Although currently underway, but not yet significantly matured; search context is the next frontier through semantic search. Context in search is the idea of being able to provide relevant results to users as and when they are needed. For example if you are booking a flight, then you should also be interested in taxi fares and hotel rates in the vicinity of your destined airport and all this should be carried out and presented in an integrated way. Recent emerging technologies such as Neural Networks and Deep Learning (Machine Learning) coupled with the Internet of Things will allow the collection of search parameters form user devices, especially from mobile devices and presentation in a format that is integrated seamlessly with our everyday activities.
Another interesting development is Voice UI or Voice User Interface. This development is an interesting one because instead of typing phrases in a search box, why not ask questions to the search engine?
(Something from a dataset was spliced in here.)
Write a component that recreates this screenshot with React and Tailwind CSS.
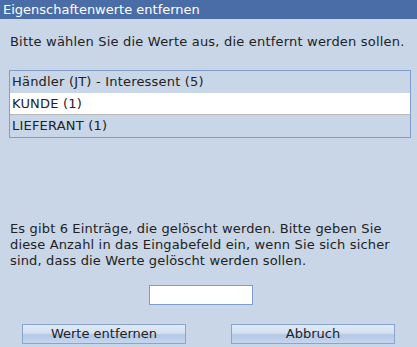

Emerging trends that are accompanying personal assistants such as Google Assistant or Alexa mean that we can now talk to search engines instead of communicating with them via text inputs.
In Search We Trust
Search has evolved significantly over the years from its humble beginnings of aggregating links across the web and indexing them so that we no longer have to remember all those important web addresses, to the point where search engines are presently inching towards perfecting semantic search. Search engines bring us convenience that is indispensable and allow us to find relevant information at the click of a button and bring the results ever faster, despite the technological feats that go along with the process behind the scenes. As search evolves, we are likely to see it take more prominence in our online lives than it already does and we should anticipate trusting as well as relying on it even more in all areas of our daily lives.